A collaborative approach to selecting a roofing system

A single-ply ketone ethylene ester (KEE) roof system over concrete deck.

Roofing system warranties can sometimes be confusing. Often, manufacturers do not have a published warranty. In some situations, the manufacturer or product has been on the market less than a decade, despite warranties ranging from 10 to 20 years. Features that should be considered for a commercial warranty include:

  • exclusions for consequential damages;
  • additional cost for the warranty;
  • exclusions for ponding water;
  • whether it is a ‘repair-or-replace’ warranty; and
  • transferability.

Roofing systems
A roof is arguably the most vulnerable part of a building’s exterior. Ultraviolet (UV) radiation, wind, rain, hail, snow, and sleet—all literally impact a system’s performance. Performance is based on good design, quality materials, proper installation, and a preventative maintenance program. There is an abundance of roofing systems, each with its own specific benefits, challenges, and considerations—this article examines some of the most common for commercial buildings in broad detail.

Thermoplastic polyolefin (TPO) is a single-ply reflective roofing membrane made from polypropylene and ethylene-propylene rubber polymerized together. TPO is typically installed in a fully adhered or mechanically attached roofing system, allowing the white membrane to remain exposed throughout the life of the roof. TPOs are often employed in hotter regions due to the high solar reflectivity. These membranes reflect UV radiation, keeping the surface of the roof and the building cool during summer months. Generally, TPO is a universal roof option; however, TPO roofing membranes have been noted to have an issue of accelerated weathering when subjected to high thermal or solar loading. This problem has been documented in southern states with year-round sun and high temperatures.

TPO is available in three different thicknesses—1140, 1525, and 2030 µm (45, 60, and 80 mil). Thicker membranes, while more expensive, have advantages. The thickest option can carry a puncture-resistance warranty in addition to the standard warranty provided by the manufacturer. In addition, thicker TPO membranes can withstand more damage than the thinner options, which are more prone to tears and leaks. TPO membranes can be installed on low- and high-slope surfaces and can be heated and reshaped. They are available in rolls ranging from 1.5 x 30 m (5 x 100 ft) to 4 x 60 m (12.4 x 200 ft); the seams are welded at 926 C (1700 F) with a hot-air gun to ensure long-lasting performance.

Polyvinyl chloride (PVC) white membrane with reinstalled concrete pavers.

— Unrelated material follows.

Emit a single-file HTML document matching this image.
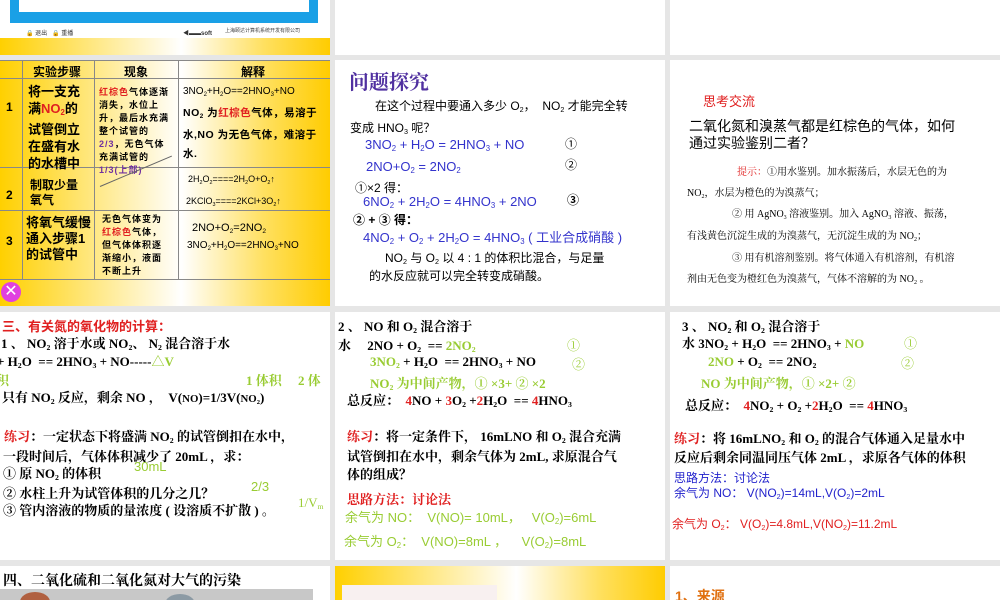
<!DOCTYPE html>
<html><head><meta charset="utf-8"><style>
*{margin:0;padding:0;box-sizing:border-box}
body{width:1000px;height:600px;background:#e6e6e6;position:relative;overflow:hidden;font-family:"Liberation Sans","Noto Sans CJK SC",sans-serif}
.p{position:absolute;background:#fff;overflow:hidden}
.a{position:absolute;white-space:nowrap}
.s{font-family:"Liberation Serif","Noto Serif CJK SC",serif}
sub{font-size:60%;vertical-align:-2px}
.g{color:#99cc33}.r{color:#e02020}.b{color:#3333cc}
.yel{background:linear-gradient(90deg,#ffd000 0%,#fff6d0 45%,#fff 55%,#ffe060 80%,#ffcc00 100%)}
</style></head><body>
<!-- row0 -->
<div class="p" style="left:0;top:0;width:330px;height:55px">
 <div class="a" style="left:10px;top:0;width:308px;height:23px;background:#1aa0e6"></div>
 <div class="a" style="left:19px;top:0;width:290px;height:12px;background:#fff"></div>
 <div class="a" style="left:26px;top:28px;font-size:6px;color:#333">🔒 退出 &nbsp; 🔒 重播</div>
 <div class="a" style="left:183px;top:28px;font-size:6px;color:#333;font-weight:bold">◀▬▬soft</div>
 <div class="a" style="left:225px;top:27px;font-size:5px;color:#444">上海颐达计算机系统开发有限公司</div>
 <div class="a yel" style="left:0;top:38px;width:330px;height:17px"></div>
</div>
<div class="p" style="left:335px;top:0;width:330px;height:55px"></div>
<div class="p" style="left:670px;top:0;width:330px;height:55px"></div>
<!-- row1 left table -->
<div class="p yel" style="left:0;top:60px;width:330px;height:246px;font-size:12px">
 <div class="a" style="left:0;top:0;width:330px;height:0;border-top:1px solid #888"></div>
 <div class="a" style="left:22px;top:0;height:219px;border-left:1px solid #888"></div>
 <div class="a" style="left:94px;top:0;height:219px;border-left:1px solid #888"></div>
 <div class="a" style="left:178px;top:0;height:219px;border-left:1px solid #888"></div>
 <div class="a" style="left:0;top:18px;width:330px;border-top:1px solid #888"></div>
 <div class="a" style="left:0;top:107px;width:330px;border-top:1px solid #888"></div>
 <div class="a" style="left:0;top:150px;width:330px;border-top:1px solid #888"></div>
 <div class="a" style="left:0;top:219px;width:330px;border-top:1px solid #888"></div>
 <div class="a" style="left:33px;top:3px;font-weight:bold">实验步骤</div>
 <div class="a" style="left:124px;top:3px;font-weight:bold">现象</div>
 <div class="a" style="left:241px;top:3px;font-weight:bold">解释</div>
 <div class="a" style="left:6px;top:40px;font-weight:bold">1</div>
 <div class="a" style="left:28px;top:23px;font-size:13px;font-weight:bold;line-height:17px;white-space:normal;width:56px">将一支充满<span class="r">NO<sub>2</sub></span>的试管倒立在盛有水的水槽中</div>
 <div class="a" style="left:99px;top:26px;font-size:9px;font-weight:bold;line-height:13px;white-space:normal;width:74px;letter-spacing:1px"><span class="r">红棕色</span>气体逐渐消失，水位上升，最后水充满整个试管的<span style="color:#7030a0">2/3</span>，无色气体充满试管的<span style="color:#7030a0">1/3(上部)</span></div>
 <div class="a" style="left:183px;top:26px;font-size:10px">3NO<sub>2</sub>+H<sub>2</sub>O==2HNO<sub>3</sub>+NO</div>
 <div class="a" style="left:183px;top:44px;font-size:10.5px;font-weight:bold;line-height:19px;white-space:normal;width:146px;letter-spacing:0.5px">NO<sub>2</sub> 为<span class="r">红棕色</span>气体，易溶于水,NO 为无色气体，难溶于水.</div>
 <div class="a" style="left:30px;top:116px;font-weight:bold">制取少量</div>
 <div class="a" style="left:6px;top:128px;font-weight:bold">2</div>
 <div class="a" style="left:30px;top:131px;font-weight:bold">氧气</div>
 <div class="a" style="left:100px;top:126px;width:78px;border-top:1px solid #666;transform:rotate(-23deg);transform-origin:left"></div>
 <div class="a" style="left:188px;top:114px;font-size:9px">2H<sub>2</sub>O<sub>2</sub>====2H<sub>2</sub>O+O<sub>2</sub>↑</div>
 <div class="a" style="left:186px;top:136px;font-size:9px">2KClO<sub>3</sub>====2KCl+3O<sub>2</sub>↑</div>
 <div class="a" style="left:6px;top:174px;font-weight:bold">3</div>
 <div class="a" style="left:26px;top:155px;font-size:13px;font-weight:bold;line-height:16px;white-space:normal;width:66px">将氧气缓慢通入步骤1的试管中</div>
 <div class="a" style="left:102px;top:153px;font-size:9px;font-weight:bold;line-height:13px;white-space:normal;width:66px;letter-spacing:1px">无色气体变为<span class="r">红棕色</span>气体，但气体体积逐渐缩小，液面不断上升</div>
 <div class="a" style="left:192px;top:162px;font-size:11px">2NO+O<sub>2</sub>=2NO<sub>2</sub></div>
 <div class="a" style="left:187px;top:180px;font-size:10px">3NO<sub>2</sub>+H<sub>2</sub>O==2HNO<sub>3</sub>+NO</div>
 <div class="a" style="left:1px;top:222px;width:20px;height:20px;border-radius:50%;background:#e040e0;color:#fff;font-size:16px;line-height:20px;text-align:center">✕</div>
</div>
<!-- row1 mid -->
<div class="p" style="left:335px;top:60px;width:330px;height:246px;font-size:12px">
 <div class="a" style="left:14px;top:6px;font-size:20px;font-weight:bold;color:#5030a0;font-family:'Noto Serif CJK SC',serif">问题探究</div>
 <div class="a" style="left:40px;top:37px">在这个过程中要通入多少 O<sub>2</sub>，&nbsp; NO<sub>2</sub> 才能完全转</div>
 <div class="a" style="left:15px;top:59px">变成 HNO<sub>3</sub> 呢？</div>
 <div class="a b" style="left:30px;top:77px;font-size:13px">3NO<sub>2</sub> + H<sub>2</sub>O = 2HNO<sub>3</sub> + NO</div>
 <div class="a" style="left:230px;top:75px">①</div>
 <div class="a b" style="left:31px;top:99px;font-size:13px">2NO+O<sub>2</sub> = 2NO<sub>2</sub></div>
 <div class="a" style="left:230px;top:96px">②</div>
 <div class="a" style="left:20px;top:119px">①×2 得：</div>
 <div class="a b" style="left:28px;top:134px;font-size:13px">6NO<sub>2</sub> + 2H<sub>2</sub>O = 4HNO<sub>3</sub> + 2NO</div>
 <div class="a" style="left:232px;top:131px;font-weight:bold">③</div>
 <div class="a" style="left:18px;top:151px;font-weight:bold">② + ③ 得：</div>
 <div class="a b" style="left:28px;top:167px;font-size:13px">4NO<sub>2</sub> + O<sub>2</sub> + 2H<sub>2</sub>O = 4HNO<sub>3</sub> ( 工业合成硝酸 )</div>
 <div class="a" style="left:50px;top:189px">NO<sub>2</sub> 与 O<sub>2</sub> 以 4 : 1 的体积比混合，与足量</div>
 <div class="a" style="left:34px;top:207px">的水反应就可以完全转变成硝酸。</div>
</div>
<!-- row1 right -->
<div class="p" style="left:670px;top:60px;width:330px;height:246px">
 <div class="a r" style="left:33px;top:31px;font-size:13px">思考交流</div>
 <div class="a" style="left:19px;top:58px;font-size:14px;line-height:17px">二氧化氮和溴蒸气都是红棕色的气体，如何<br>通过实验鉴别二者？</div>
 <div class="a s" style="left:67px;top:103px;font-size:10px"><span class="r">提示：</span>①用水鉴别。加水振荡后，水层无色的为</div>
 <div class="a s" style="left:17px;top:124px;font-size:10px">NO<sub>2</sub>，水层为橙色的为溴蒸气；</div>
 <div class="a s" style="left:62px;top:145px;font-size:10px">② 用 AgNO<sub>3</sub> 溶液鉴别。加入 AgNO<sub>3</sub> 溶液、振荡，</div>
 <div class="a s" style="left:17px;top:167px;font-size:10px">有浅黄色沉淀生成的为溴蒸气，无沉淀生成的为 NO<sub>2</sub>；</div>
 <div class="a s" style="left:62px;top:189px;font-size:10px">③ 用有机溶剂鉴别。将气体通入有机溶剂，有机溶</div>
 <div class="a s" style="left:17px;top:210px;font-size:10px">剂由无色变为橙红色为溴蒸气，气体不溶解的为 NO<sub>2</sub> 。</div>
</div>
<!-- row2 left -->
<div class="p s" style="left:0;top:312px;width:330px;height:248px;font-size:13px;font-weight:bold">
 <div class="a r" style="left:2px;top:4px;font-family:'Noto Sans CJK SC',sans-serif">三、有关氮的氧化物的计算：</div>
 <div class="a" style="left:1px;top:21px">1 、 NO<sub>2</sub> 溶于水或 NO<sub>2</sub>、 N<sub>2</sub> 混合溶于水</div>
 <div class="a" style="left:-3px;top:39px">+ H<sub>2</sub>O &nbsp;== 2HNO<sub>3</sub> + NO-----<span class="g">△V</span></div>
 <div class="a g" style="left:-4px;top:58px">积</div>
 <div class="a g" style="left:246px;top:58px">1 体积 &nbsp; &nbsp; 2 体</div>
 <div class="a" style="left:2px;top:75px">只有 NO<sub>2</sub> 反应，剩余 NO ， &nbsp;V(<small>NO</small>)=1/3V(<small>NO<sub>2</sub></small>)</div>
 <div class="a" style="left:4px;top:114px"><span class="r">练习</span>：一定状态下将盛满 NO<sub>2</sub> 的试管倒扣在水中，</div>
 <div class="a" style="left:3px;top:134px">一段时间后，气体体积减少了 20mL ，求：</div>
 <div class="a" style="left:3px;top:151px">① 原 NO<sub>2</sub> 的体积</div>
 <div class="a g" style="left:134px;top:147px;font-family:'Liberation Sans';font-weight:normal">30mL</div>
 <div class="a" style="left:3px;top:171px">② 水柱上升为试管体积的几分之几？</div>
 <div class="a g" style="left:251px;top:167px;font-family:'Liberation Sans';font-weight:normal">2/3</div>
 <div class="a" style="left:3px;top:188px">③ 管内溶液的物质的量浓度 ( 设溶质不扩散 ) 。</div>
 <div class="a g" style="left:298px;top:183px;font-weight:normal">1/V<sub>m</sub></div>
</div>
<!-- row2 mid -->
<div class="p s" style="left:335px;top:312px;width:330px;height:248px;font-size:13px;font-weight:bold">
 <div class="a" style="left:3px;top:4px">2 、 NO 和 O<sub>2</sub> 混合溶于</div>
 <div class="a" style="left:3px;top:23px">水 &nbsp; &nbsp; 2NO + O<sub>2</sub> &nbsp;== <span class="g">2NO<sub>2</sub></span></div>
 <div class="a g" style="left:232px;top:23px;font-weight:normal">①</div>
 <div class="a" style="left:35px;top:42px"><span class="g">3NO<sub>2</sub></span> + H<sub>2</sub>O &nbsp;== 2HNO<sub>3</sub> + NO</div>
 <div class="a g" style="left:237px;top:42px;font-weight:normal">②</div>
 <div class="a g" style="left:35px;top:61px">NO<sub>2</sub> 为中间产物，① ×3+ ② ×2</div>
 <div class="a" style="left:12px;top:78px">总反应： &nbsp;<span class="r">4</span>NO + <span class="r">3</span>O<sub>2</sub> +<span class="r">2</span>H<sub>2</sub>O &nbsp;== <span class="r">4</span>HNO<sub>3</sub></div>
 <div class="a" style="left:12px;top:114px"><span class="r">练习</span>：将一定条件下， 16mLNO 和 O<sub>2</sub> 混合充满</div>
 <div class="a" style="left:12px;top:134px">试管倒扣在水中，剩余气体为 2mL, 求原混合气</div>
 <div class="a" style="left:12px;top:152px">体的组成？</div>
 <div class="a r" style="left:12px;top:177px">思路方法：讨论法</div>
 <div class="a g" style="left:10px;top:195px;font-family:'Liberation Sans','Noto Sans CJK SC';font-weight:normal">余气为 NO： &nbsp;V(NO)= 10mL， &nbsp; V(O<sub>2</sub>)=6mL</div>
 <div class="a g" style="left:9px;top:219px;font-family:'Liberation Sans','Noto Sans CJK SC';font-weight:normal">余气为 O<sub>2</sub>： &nbsp;V(NO)=8mL ， &nbsp; &nbsp;V(O<sub>2</sub>)=8mL</div>
</div>
<!-- row2 right -->
<div class="p s" style="left:670px;top:312px;width:330px;height:248px;font-size:13px;font-weight:bold">
 <div class="a" style="left:12px;top:4px">3 、 NO<sub>2</sub> 和 O<sub>2</sub> 混合溶于</div>
 <div class="a" style="left:12px;top:21px">水 3NO<sub>2</sub> + H<sub>2</sub>O &nbsp;== 2HNO<sub>3</sub> + <span class="g">NO</span></div>
 <div class="a g" style="left:234px;top:21px;font-weight:normal">①</div>
 <div class="a" style="left:38px;top:42px"><span class="g">2NO</span> + O<sub>2</sub> &nbsp;== 2NO<sub>2</sub></div>
 <div class="a g" style="left:231px;top:41px;font-weight:normal">②</div>
 <div class="a g" style="left:31px;top:61px">NO 为中间产物，① ×2+ ②</div>
 <div class="a" style="left:15px;top:83px">总反应： &nbsp;<span class="r">4</span>NO<sub>2</sub> + O<sub>2</sub> +<span class="r">2</span>H<sub>2</sub>O &nbsp;== <span class="r">4</span>HNO<sub>3</sub></div>
 <div class="a" style="left:4px;top:116px"><span class="r">练习</span>：将 16mLNO<sub>2</sub> 和 O<sub>2</sub> 的混合气体通入足量水中</div>
 <div class="a" style="left:4px;top:135px">反应后剩余同温同压气体 2mL ，求原各气体的体积</div>
 <div class="a" style="left:4px;top:157px;font-size:12px;color:#2222cc;font-family:'Liberation Sans','Noto Sans CJK SC';font-weight:normal">思路方法：讨论法</div>
 <div class="a" style="left:4px;top:172px;font-size:12px;color:#2222cc;font-family:'Liberation Sans','Noto Sans CJK SC';font-weight:normal">余气为 NO： V(NO<sub>2</sub>)=14mL,V(O<sub>2</sub>)=2mL</div>
 <div class="a r" style="left:2px;top:203px;font-size:12px;font-family:'Liberation Sans','Noto Sans CJK SC';font-weight:normal">余气为 O<sub>2</sub>： V(O<sub>2</sub>)=4.8mL,V(NO<sub>2</sub>)=11.2mL</div>
</div>
<!-- row3 -->
<div class="p" style="left:0;top:566px;width:330px;height:34px">
 <div class="a" style="left:3px;top:4px;font-size:14px;font-weight:bold;font-family:'Noto Serif CJK SC',serif">四、二氧化硫和二氧化氮对大气的污染</div>
 <div class="a" style="left:0;top:23px;width:313px;height:11px;background:#c8c8c8"></div>
 <div class="a" style="left:20px;top:26px;width:30px;height:20px;border-radius:50%;background:#b06040"></div>
 <div class="a" style="left:165px;top:28px;width:30px;height:20px;border-radius:50%;background:#8c9aa4"></div>
</div>
<div class="p yel" style="left:335px;top:566px;width:330px;height:34px">
 <div class="a" style="left:7px;top:19px;width:155px;height:20px;background:#f8f0f0"></div>
</div>
<div class="p" style="left:670px;top:566px;width:330px;height:34px">
 <div class="a" style="left:5px;top:20px;font-size:14px;font-weight:bold;color:#e07010">1、来源</div>
</div>
</body></html>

Ethylene propylene diene monomer (EPDM) is a single-ply rubber roofing membrane composed of both ethylene and propylene compounds. This thermoset roof is resistant to a high degree of ozone, UV, weathering, and abrasion damage. Thanks to its tolerance to a wide array of weather conditions (e.g. snow, wind, and hail), black EPDM roofs can be an appropriate choice for colder climates, where heat retention is critical to lowering heating costs.

EPDM is available in both white and black, and is sold in a variety of widths ranging from 2.3 to 15.2 m (7.5 to 50 ft), and in two thicknesses—1140 and 1525 µm (45 and 60 mils). It can be installed fully adhered, mechanically attached, or ballasted, with the seams of the roofing system sealed with liquid adhesives or specially formulated tape.

When exposed to higher temperatures, EPDM membranes can shrink and pull apart—particularly at the seams. To keep the seams cooler and avoid shrinkage, EPDM is often coated with a reflective elastomeric top coat. This roof system is typically more expensive to install and requires an extensive repair and maintenance program to monitor and uphold the seams.

Modified-bitumen (mod-bit) roofing systems comprise asphalt reinforced with either polymer or fiberglass. A blend of traditional and modern roofing technologies, they can be suitable for roofs susceptible to foot traffic, punctures, and tears.

Two different polymers—atactic polypropylene polymer (APP) and styrene-butadiene-styrene (SBS)—are used to modify the elasticity and temperature flexibility of the membrane. In a heat application process, the seams are heated to melt the asphalt together and create a seal. For a hot-mopped application, the process is similar to how conventional built-up roofs (BURs) are installed. Cold-applied adhesive membranes are one of the most common options.

However, this system is not suited to all projects. As it uses two to three layers of membrane, this option is more expensive than the alternatives. Modified-bitumen can also pose a fire hazard if installed on top of a wooden surface. Further, since there are no uniform standards in place in regards to quality control on this system, performance quality can vary depending on the manufacturer. Working with a reputable roofing contractor who can help you identify good manufacturers can help alleviate this issue.